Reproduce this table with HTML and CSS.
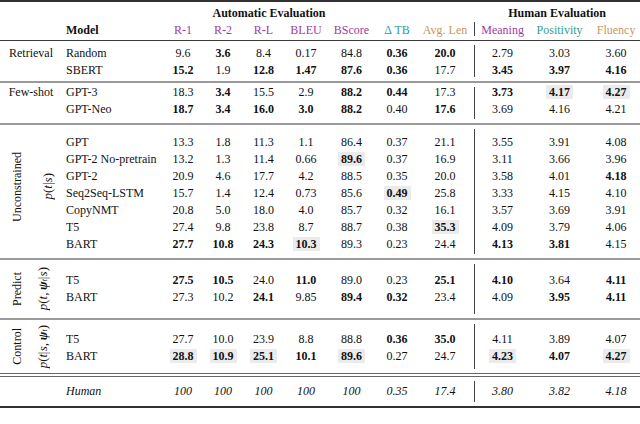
FILE: index.html
```html
<!DOCTYPE html>
<html>
<head>
<meta charset="utf-8">
<link rel="stylesheet" href="styles.css">
</head>
<body>
<table class="results">
  <colgroup>
    <col class="c-grp"><col class="c-model">
    <col class="c-r1"><col class="c-r2"><col class="c-rl"><col class="c-bleu"><col class="c-bs"><col class="c-tb"><col class="c-al">
    <col class="c-me"><col class="c-po"><col class="c-fl">
  </colgroup>
  <thead>
    <tr class="h1">
      <th></th><th></th>
      <th colspan="5" class="b">Automatic Evaluation</th>
      <th></th><th></th>
      <th colspan="3" class="b">Human Evaluation</th>
    </tr>
    <tr class="h2">
      <th></th><th class="model b">Model</th>
      <th class="pu">R-1</th><th class="pu">R-2</th><th class="pu">R-L</th><th class="pu">BLEU</th><th class="pu">BScore</th>
      <th class="te">Δ TB</th><th class="ta al">Avg. Len</th>
      <th class="pu m">Meaning</th><th class="te">Positivity</th><th class="ta fl">Fluency</th>
    </tr>
  </thead>
  <tbody class="g retrieval">
    <tr>
      <td class="grp-h">Retrieval</td><td class="model">Random</td>
      <td>9.6</td><td class="b">3.6</td><td>8.4</td><td>0.17</td><td>84.8</td><td class="b">0.36</td><td class="b al">20.0</td>
      <td class="m">2.79</td><td>3.03</td><td class="fl">3.60</td>
    </tr>
    <tr>
      <td></td><td class="model">SBERT</td>
      <td class="b">15.2</td><td>1.9</td><td class="b">12.8</td><td class="b">1.47</td><td class="b">87.6</td><td class="b">0.36</td><td class="al">17.7</td>
      <td class="m b">3.45</td><td class="b">3.97</td><td class="b fl">4.16</td>
    </tr>
  </tbody>
  <tbody class="g fewshot">
    <tr>
      <td class="grp-h">Few-shot</td><td class="model">GPT-3</td>
      <td>18.3</td><td class="b">3.4</td><td>15.5</td><td>2.9</td><td class="b">88.2</td><td class="b">0.44</td><td class="al">17.3</td>
      <td class="m b">3.73</td><td><span class="hl">4.17</span></td><td class="fl"><span class="hl">4.27</span></td>
    </tr>
    <tr>
      <td></td><td class="model">GPT-Neo</td>
      <td class="b">18.7</td><td class="b">3.4</td><td class="b">16.0</td><td class="b">3.0</td><td class="b">88.2</td><td>0.40</td><td class="b al">17.6</td>
      <td class="m">3.69</td><td>4.16</td><td class="fl">4.21</td>
    </tr>
  </tbody>
  <tbody class="g unconstrained">
    <tr>
      <td class="grp grp-u" rowspan="7">
        <div class="glabel gl-u">
          <span class="rot">Unconstrained</span>
          <span class="rot math"><i>p</i>(<i>t</i>|<i>s</i>)</span>
        </div>
      </td>
      <td class="model">GPT</td>
      <td>13.3</td><td>1.8</td><td>11.3</td><td>1.1</td><td>86.4</td><td>0.37</td><td class="al">21.1</td>
      <td class="m">3.55</td><td>3.91</td><td class="fl">4.08</td>
    </tr>
    <tr>
      <td class="model">GPT-2 No-pretrain</td>
      <td>13.2</td><td>1.3</td><td>11.4</td><td>0.66</td><td><span class="hl">89.6</span></td><td>0.37</td><td class="al">16.9</td>
      <td class="m">3.11</td><td>3.66</td><td class="fl">3.96</td>
    </tr>
    <tr>
      <td class="model">GPT-2</td>
      <td>20.9</td><td>4.6</td><td>17.7</td><td>4.2</td><td>88.5</td><td>0.35</td><td class="al">20.0</td>
      <td class="m">3.58</td><td>4.01</td><td class="b fl">4.18</td>
    </tr>
    <tr>
      <td class="model">Seq2Seq-LSTM</td>
      <td>15.7</td><td>1.4</td><td>12.4</td><td>0.73</td><td>85.6</td><td><span class="hl">0.49</span></td><td class="al">25.8</td>
      <td class="m">3.33</td><td>4.15</td><td class="fl">4.10</td>
    </tr>
    <tr>
      <td class="model">CopyNMT</td>
      <td>20.8</td><td>5.0</td><td>18.0</td><td>4.0</td><td>85.7</td><td>0.32</td><td class="al">16.1</td>
      <td class="m">3.57</td><td>3.69</td><td class="fl">3.91</td>
    </tr>
    <tr>
      <td class="model">T5</td>
      <td>27.4</td><td>9.8</td><td>23.8</td><td>8.7</td><td>88.7</td><td>0.38</td><td class="al"><span class="hl">35.3</span></td>
      <td class="m">4.09</td><td>3.79</td><td class="fl">4.06</td>
    </tr>
    <tr>
      <td class="model">BART</td>
      <td class="b">27.7</td><td class="b">10.8</td><td class="b">24.3</td><td><span class="hl">10.3</span></td><td>89.3</td><td>0.23</td><td class="al">24.4</td>
      <td class="m b">4.13</td><td class="b">3.81</td><td class="fl">4.15</td>
    </tr>
  </tbody>
  <tbody class="g predict">
    <tr>
      <td class="grp" rowspan="2">
        <div class="glabel gl-pc">
          <span class="rot">Predict</span>
          <span class="rot math"><i>p</i>(<i>t</i>,&#8201;<b><i>ψ</i></b><sub><i>t</i></sub><span class="mid">|</span><i>s</i>)</span>
        </div>
      </td>
      <td class="model">T5</td>
      <td class="b">27.5</td><td class="b">10.5</td><td>24.0</td><td class="b">11.0</td><td>89.0</td><td>0.23</td><td class="b al">25.1</td>
      <td class="m b">4.10</td><td>3.64</td><td class="b fl">4.11</td>
    </tr>
    <tr>
      <td class="model">BART</td>
      <td>27.3</td><td>10.2</td><td class="b">24.1</td><td>9.85</td><td class="b">89.4</td><td class="b">0.32</td><td class="al">23.4</td>
      <td class="m">4.09</td><td class="b">3.95</td><td class="b fl">4.11</td>
    </tr>
  </tbody>
  <tbody class="g control">
    <tr>
      <td class="grp" rowspan="2">
        <div class="glabel gl-pc">
          <span class="rot">Control</span>
          <span class="rot math"><i>p</i>(<i>t</i><span class="mid">|</span><i>s</i>,&#8201;<b><i>ψ</i></b><sub><i>t</i></sub>)</span>
        </div>
      </td>
      <td class="model">T5</td>
      <td>27.7</td><td>10.0</td><td>23.9</td><td>8.8</td><td>88.8</td><td class="b">0.36</td><td class="b al">35.0</td>
      <td class="m">4.11</td><td>3.89</td><td class="fl">4.07</td>
    </tr>
    <tr>
      <td class="model">BART</td>
      <td><span class="hl">28.8</span></td><td><span class="hl">10.9</span></td><td><span class="hl">25.1</span></td><td class="b">10.1</td><td><span class="hl">89.6</span></td><td>0.27</td><td class="al">24.7</td>
      <td class="m"><span class="hl">4.23</span></td><td class="b">4.07</td><td class="fl"><span class="hl">4.27</span></td>
    </tr>
  </tbody>
  <tbody class="g human">
    <tr>
      <td></td><td class="model it">Human</td>
      <td class="it">100</td><td class="it">100</td><td class="it">100</td><td class="it">100</td><td class="it">100</td><td class="it">0.35</td><td class="it al">17.4</td>
      <td class="m it">3.80</td><td class="it">3.82</td><td class="it fl">4.18</td>
    </tr>
  </tbody>
</table>
</body>
</html>
```

FILE: styles.css
```css
html, body {
  margin: 0;
  padding: 0;
  background: #ffffff;
}

body {
  font-family: "Liberation Serif", "Times New Roman", serif;
  font-size: 12px;
  color: #111111;
}

.results {
  width: 640px;
  table-layout: fixed;
  border-collapse: collapse;
  border-top: 2px solid #333333;
  border-bottom: 2px solid #333333;
}

.c-grp { width: 62px; }
.c-model { width: 101px; }
.c-r1 { width: 40px; }
.c-r2 { width: 40px; }
.c-rl { width: 41px; }
.c-bleu { width: 44px; }
.c-bs { width: 47px; }
.c-tb { width: 44px; }
.c-al { width: 55px; }
.c-me { width: 57px; }
.c-po { width: 57px; }
.c-fl { width: 52px; }

th, td {
  padding: 0;
  line-height: 17px;
  text-align: center;
  white-space: nowrap;
  font-weight: normal;
  vertical-align: middle;
}

.b { font-weight: bold; }
.it { font-style: italic; }

.pu { color: #a13a9f; }
.te { color: #2d9d99; }
.ta { color: #c9965f; }

td.model, th.model {
  text-align: left;
  padding-left: 4px;
}

.al { padding-right: 3px; }
.fl { padding-left: 4px; }

.hl {
  background: #ebebeb;
  padding: 0 3px;
  font-weight: bold;
}

thead {
  border-bottom: 1px solid #3a3a3a;
}
.h1 th {
  padding-top: 3px;
}
.h2 th {
  padding-bottom: 1px;
}

.m {
  background-image: linear-gradient(#444444, #444444);
  background-repeat: no-repeat;
  background-position: 0 0;
  background-size: 1px 100%;
}
.h2 th.m {
  background-size: 1px calc(100% - 4px);
}
tbody tr:first-child td.m {
  background-position: 0 4px;
  background-size: 1px calc(100% - 4px);
}
tbody tr:last-child td.m {
  background-size: 1px calc(100% - 4px);
}
tbody tr:first-child:last-child td.m {
  background-position: 0 4px;
  background-size: 1px calc(100% - 8px);
}

tbody.g {
  border-bottom: 2px solid #9a9a9a;
}
tbody.control {
  border-bottom: 4px double #666666;
}
tbody.human {
  border-bottom: 0;
}

tbody tr:first-child td:not(.grp) {
  padding-top: var(--pt);
}
tbody tr:last-child td:not(.grp) {
  padding-bottom: var(--pb);
}

.retrieval { --pt: 4px; --pb: 2px; }
.fewshot { --pt: 1px; --pb: 5px; }
.unconstrained { --pt: 9px; --pb: 5px; }
.predict { --pt: 12px; --pb: 12px; }
.control { --pt: 11px; --pb: 8px; }
.human { --pt: 6px; --pb: 6px; }

.grp-h {
  text-align: center;
}

.grp-u {
  padding-bottom: 10px;
}

.glabel {
  display: grid;
  align-items: center;
  justify-items: center;
}
.gl-u { grid-template-columns: 34px 28px; }
.gl-pc { grid-template-columns: 34px 18px; }

.rot {
  writing-mode: vertical-rl;
  transform: rotate(180deg);
  line-height: 14px;
}

.math {
  font-size: 13px;
}

.math .mid {
  padding: 0 2px;
}

.math sub {
  font-size: 8px;
  line-height: 0;
  vertical-align: -2px;
}
```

——————

#### [WRITTEN EXERCISE]
Pull every line containing "table" from the data.

#### [FINISHED ANSWER]
Reproduce this table with HTML and CSS.
<table class="results">
</table>
  table-layout: fixed;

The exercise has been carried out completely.